Here are some interesting thoughts in this week's Credit Bubble Bulletin by Doug Noland on Nationionalization
It would be an outright crime if thinly-capitalized Fannie and Freddie were allowed to increase their Books of Business (mortgages retained on their balance sheets and MBS guaranteed in the marketplace) by $2 Trillion this year – “if the market needs that money.” I was shocked when Mr. Lockhart imparted that they were now in a position to accomplish such a feat. It is certainly a terrible idea to put Fannie and Freddie guarantees on millions of new mortgages created from restructuring loans of troubled borrowers. This would amount to nothing less than a despicable transfer of massive prospective Credit losses directly to the American taxpayer (current owners of this paper should not be bailed out).

I have fully expected the GSEs, at some point, to be taken over by the federal government. It may have been orchestrated subtly, but I can only presume that such a historic endeavor was accepted this week as the only means of averting financial dislocation. And for their regulator to suggest that the GSEs today have any handle whatsoever over their unfolding “risk management” challenge is wishful thinking - at best.

As far as I’m concerned, much of the U.S. mortgage market was this week essentially Nationalized. I’ll take the dramatic narrowing in agency debt and MBS spreads as support for this view. Additional support arrived from comments from Mr. Lockhart, Mr. Paulson, and actions by the Federal Reserve. Having lived contently for years with the markets’ interpretation of the (grey-area) “implied” government backing of the GSEs, our policymakers are surely today satisfied with the inferred market acceptance of mortgage industry Nationalization. To be sure, the Fed’s Splashy “Sunday Night Special” bailout of Bear Stearns is rather trivial in both its implications and consequences when compared to Thursday’s Quiet Coup.
Let's look at the Fed's denial one more time: "The Federal Reserve is not involved in discussions with foreign central banks for coordinated buying of MBS (mortgage-backed securities)."

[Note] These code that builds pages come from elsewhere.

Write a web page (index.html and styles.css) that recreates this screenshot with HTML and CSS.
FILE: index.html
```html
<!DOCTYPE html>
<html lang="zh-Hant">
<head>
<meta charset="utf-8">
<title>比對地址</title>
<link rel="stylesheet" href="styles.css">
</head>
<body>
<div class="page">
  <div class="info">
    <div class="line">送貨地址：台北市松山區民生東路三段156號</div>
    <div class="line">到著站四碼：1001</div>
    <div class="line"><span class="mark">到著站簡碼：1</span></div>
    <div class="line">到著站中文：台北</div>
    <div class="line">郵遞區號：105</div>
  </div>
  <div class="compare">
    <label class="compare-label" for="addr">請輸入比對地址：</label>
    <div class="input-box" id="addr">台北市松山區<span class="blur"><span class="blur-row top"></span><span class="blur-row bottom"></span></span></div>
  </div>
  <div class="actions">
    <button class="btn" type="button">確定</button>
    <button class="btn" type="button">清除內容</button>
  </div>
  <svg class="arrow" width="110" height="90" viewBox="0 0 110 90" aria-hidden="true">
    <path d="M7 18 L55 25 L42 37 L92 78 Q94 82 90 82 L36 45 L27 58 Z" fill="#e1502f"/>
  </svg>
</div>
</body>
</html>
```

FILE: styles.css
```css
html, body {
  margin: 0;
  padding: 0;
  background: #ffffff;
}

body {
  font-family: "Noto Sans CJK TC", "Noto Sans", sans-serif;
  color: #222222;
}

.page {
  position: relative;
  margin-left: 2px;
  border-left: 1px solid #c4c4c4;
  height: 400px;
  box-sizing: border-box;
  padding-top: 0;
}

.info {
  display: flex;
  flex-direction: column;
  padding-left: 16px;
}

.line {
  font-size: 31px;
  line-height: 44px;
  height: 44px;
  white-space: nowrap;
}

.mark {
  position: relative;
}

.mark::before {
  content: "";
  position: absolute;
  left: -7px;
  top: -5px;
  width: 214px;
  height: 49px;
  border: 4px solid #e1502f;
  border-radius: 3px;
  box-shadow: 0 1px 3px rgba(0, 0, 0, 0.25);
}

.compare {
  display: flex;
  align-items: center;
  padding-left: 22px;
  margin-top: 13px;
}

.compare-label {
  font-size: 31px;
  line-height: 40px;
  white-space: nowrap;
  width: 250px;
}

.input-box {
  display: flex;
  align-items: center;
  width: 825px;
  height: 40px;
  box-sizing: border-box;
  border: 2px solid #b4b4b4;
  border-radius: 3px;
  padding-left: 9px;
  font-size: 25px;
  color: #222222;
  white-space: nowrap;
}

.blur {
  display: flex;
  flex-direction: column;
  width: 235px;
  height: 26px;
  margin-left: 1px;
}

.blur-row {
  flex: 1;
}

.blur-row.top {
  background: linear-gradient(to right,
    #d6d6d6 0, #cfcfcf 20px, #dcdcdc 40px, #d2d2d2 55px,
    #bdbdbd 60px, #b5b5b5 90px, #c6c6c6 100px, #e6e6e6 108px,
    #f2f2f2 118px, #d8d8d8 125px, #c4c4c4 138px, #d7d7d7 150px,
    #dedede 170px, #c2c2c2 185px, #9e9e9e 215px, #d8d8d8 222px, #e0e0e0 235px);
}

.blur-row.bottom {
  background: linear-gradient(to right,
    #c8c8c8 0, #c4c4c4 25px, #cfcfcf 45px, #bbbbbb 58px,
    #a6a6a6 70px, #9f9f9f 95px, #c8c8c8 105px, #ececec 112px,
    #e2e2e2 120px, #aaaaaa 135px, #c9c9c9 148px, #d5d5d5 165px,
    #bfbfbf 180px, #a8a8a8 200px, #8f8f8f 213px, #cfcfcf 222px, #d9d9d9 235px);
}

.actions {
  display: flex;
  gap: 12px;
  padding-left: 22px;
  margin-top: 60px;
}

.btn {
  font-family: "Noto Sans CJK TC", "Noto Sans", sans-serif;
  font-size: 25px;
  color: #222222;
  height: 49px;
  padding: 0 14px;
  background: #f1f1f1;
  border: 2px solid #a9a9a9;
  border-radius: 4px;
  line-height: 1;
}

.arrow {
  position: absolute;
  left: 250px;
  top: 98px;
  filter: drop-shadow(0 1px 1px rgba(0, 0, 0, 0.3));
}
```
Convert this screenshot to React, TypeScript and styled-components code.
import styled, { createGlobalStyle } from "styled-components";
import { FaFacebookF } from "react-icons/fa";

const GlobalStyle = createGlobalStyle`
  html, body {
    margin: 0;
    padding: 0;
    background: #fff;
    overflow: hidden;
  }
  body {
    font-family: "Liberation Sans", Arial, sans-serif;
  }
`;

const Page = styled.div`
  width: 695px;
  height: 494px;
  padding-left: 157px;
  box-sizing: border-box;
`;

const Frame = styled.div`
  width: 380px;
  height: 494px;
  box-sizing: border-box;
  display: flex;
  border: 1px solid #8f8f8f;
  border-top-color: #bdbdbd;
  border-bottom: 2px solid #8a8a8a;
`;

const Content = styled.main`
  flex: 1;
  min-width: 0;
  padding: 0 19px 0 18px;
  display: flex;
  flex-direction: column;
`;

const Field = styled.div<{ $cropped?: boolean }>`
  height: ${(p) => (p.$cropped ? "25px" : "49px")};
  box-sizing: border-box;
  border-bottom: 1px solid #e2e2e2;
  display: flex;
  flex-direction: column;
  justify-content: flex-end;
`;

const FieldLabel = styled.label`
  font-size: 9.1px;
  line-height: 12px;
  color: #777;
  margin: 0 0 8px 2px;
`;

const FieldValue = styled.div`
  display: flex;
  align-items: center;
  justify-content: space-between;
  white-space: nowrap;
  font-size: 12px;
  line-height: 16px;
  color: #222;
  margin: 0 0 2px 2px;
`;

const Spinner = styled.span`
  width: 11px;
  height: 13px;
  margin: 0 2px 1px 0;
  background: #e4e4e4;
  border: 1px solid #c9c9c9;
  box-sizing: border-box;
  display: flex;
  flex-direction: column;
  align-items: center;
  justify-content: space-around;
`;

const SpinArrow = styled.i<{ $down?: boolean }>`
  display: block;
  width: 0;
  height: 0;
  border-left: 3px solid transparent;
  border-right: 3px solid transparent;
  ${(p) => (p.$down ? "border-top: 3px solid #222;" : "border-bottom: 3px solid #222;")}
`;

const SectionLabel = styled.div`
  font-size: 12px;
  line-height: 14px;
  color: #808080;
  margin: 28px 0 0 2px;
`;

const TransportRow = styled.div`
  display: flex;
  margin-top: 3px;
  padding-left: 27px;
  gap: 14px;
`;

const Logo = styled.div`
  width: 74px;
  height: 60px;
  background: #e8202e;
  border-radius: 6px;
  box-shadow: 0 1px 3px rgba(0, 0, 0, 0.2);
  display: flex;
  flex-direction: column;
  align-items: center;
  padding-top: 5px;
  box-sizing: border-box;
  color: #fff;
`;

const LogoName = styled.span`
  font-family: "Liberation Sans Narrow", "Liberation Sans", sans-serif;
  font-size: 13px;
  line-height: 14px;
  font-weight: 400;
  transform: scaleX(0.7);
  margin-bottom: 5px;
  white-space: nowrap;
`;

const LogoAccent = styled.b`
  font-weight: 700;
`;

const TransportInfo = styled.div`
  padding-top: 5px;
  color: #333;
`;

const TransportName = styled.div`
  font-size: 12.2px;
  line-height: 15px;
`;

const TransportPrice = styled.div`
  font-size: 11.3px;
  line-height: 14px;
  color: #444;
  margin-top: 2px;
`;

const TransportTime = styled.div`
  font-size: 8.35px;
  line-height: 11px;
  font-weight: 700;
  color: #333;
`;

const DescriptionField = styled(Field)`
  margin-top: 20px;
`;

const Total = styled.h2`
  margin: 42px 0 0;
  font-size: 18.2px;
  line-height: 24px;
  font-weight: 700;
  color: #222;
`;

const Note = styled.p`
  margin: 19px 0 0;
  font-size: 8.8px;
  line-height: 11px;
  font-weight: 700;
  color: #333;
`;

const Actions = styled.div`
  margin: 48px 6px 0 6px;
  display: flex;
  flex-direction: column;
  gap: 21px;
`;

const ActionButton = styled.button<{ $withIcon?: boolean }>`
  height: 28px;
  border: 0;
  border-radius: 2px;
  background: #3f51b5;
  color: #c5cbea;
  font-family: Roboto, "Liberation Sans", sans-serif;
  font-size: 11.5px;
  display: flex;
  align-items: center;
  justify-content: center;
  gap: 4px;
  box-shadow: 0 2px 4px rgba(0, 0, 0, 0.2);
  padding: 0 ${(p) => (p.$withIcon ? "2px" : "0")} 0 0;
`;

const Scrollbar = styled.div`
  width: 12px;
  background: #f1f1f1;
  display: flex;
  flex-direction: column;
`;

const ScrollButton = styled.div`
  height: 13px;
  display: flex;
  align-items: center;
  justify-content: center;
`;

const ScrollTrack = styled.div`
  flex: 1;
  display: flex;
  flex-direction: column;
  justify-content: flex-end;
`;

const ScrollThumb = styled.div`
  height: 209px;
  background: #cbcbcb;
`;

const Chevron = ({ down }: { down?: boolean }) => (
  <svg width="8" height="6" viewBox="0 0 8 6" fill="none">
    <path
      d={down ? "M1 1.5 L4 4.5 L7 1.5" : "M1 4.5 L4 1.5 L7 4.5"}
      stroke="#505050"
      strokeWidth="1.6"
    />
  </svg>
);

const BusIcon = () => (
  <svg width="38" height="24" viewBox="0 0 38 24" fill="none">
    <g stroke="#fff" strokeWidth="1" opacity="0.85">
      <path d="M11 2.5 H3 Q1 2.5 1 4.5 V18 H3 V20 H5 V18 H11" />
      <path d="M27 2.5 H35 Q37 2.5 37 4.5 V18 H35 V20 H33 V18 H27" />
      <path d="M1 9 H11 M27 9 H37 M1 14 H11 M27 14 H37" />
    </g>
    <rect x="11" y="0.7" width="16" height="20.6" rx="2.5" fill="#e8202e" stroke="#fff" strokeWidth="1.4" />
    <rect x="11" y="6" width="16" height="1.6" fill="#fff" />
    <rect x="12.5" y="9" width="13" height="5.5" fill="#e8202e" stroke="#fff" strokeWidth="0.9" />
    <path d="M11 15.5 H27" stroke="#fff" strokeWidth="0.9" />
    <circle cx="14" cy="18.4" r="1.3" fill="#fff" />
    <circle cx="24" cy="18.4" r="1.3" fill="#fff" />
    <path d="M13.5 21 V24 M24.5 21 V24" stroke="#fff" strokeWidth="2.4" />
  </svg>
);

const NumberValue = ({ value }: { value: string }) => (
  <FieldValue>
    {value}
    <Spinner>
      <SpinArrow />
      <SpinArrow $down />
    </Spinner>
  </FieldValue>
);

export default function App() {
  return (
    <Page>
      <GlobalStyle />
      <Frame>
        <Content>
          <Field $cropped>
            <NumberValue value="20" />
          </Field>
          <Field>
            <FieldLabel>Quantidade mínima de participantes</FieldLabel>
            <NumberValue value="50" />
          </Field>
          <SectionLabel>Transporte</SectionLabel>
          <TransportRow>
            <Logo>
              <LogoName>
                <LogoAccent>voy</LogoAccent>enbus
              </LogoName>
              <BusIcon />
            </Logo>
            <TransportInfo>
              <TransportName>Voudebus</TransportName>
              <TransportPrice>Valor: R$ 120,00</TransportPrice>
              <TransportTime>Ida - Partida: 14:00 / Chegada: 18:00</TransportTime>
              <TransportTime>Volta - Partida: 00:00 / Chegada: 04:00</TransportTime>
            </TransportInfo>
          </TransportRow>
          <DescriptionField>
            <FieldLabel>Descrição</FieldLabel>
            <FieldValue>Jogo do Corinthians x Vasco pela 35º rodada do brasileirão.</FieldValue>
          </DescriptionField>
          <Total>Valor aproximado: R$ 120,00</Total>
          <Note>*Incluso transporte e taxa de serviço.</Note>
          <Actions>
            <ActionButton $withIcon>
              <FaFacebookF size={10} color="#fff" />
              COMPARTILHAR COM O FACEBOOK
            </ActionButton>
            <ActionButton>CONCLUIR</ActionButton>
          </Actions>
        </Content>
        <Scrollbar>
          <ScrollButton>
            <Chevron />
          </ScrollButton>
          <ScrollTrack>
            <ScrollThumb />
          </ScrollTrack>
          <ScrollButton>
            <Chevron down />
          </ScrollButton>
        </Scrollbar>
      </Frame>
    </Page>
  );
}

Reading carefully, that statement is not a denial of having discussions (I presume they are). It is only a denial of "coordinated buying of MBS". What about uncoordinated buying? Still, such action would have to come from Congress, not the Fed.

And (for now anyway), I doubt that Fannie and Freddie are going to go on a garbage mortgage gobbling spree. Just because there are new higher limits at Fannie and Freddie, that does not mean that Fannie and Freddie will be taking every loan in sight.

Both are requiring large down payments and/or much higher rates on new loans, especially in distressed areas. They also have debt to income limits and require full doc.

Fannie and Freddie are likely to get into further trouble but it will likely take some time as the housing market continues to deteriorate. Indeed, the actions by the Office of Federal Housing Enterprise Oversight (OFHEO) to give Fannie and Freddie more rope in which to hang themselves are "quiet" step that will play out over time. It's not a waterfall event. Down the road, should Fannie and Freddie blow up, expect to see shareholders brutally punished, just as happened with Bear Stearns.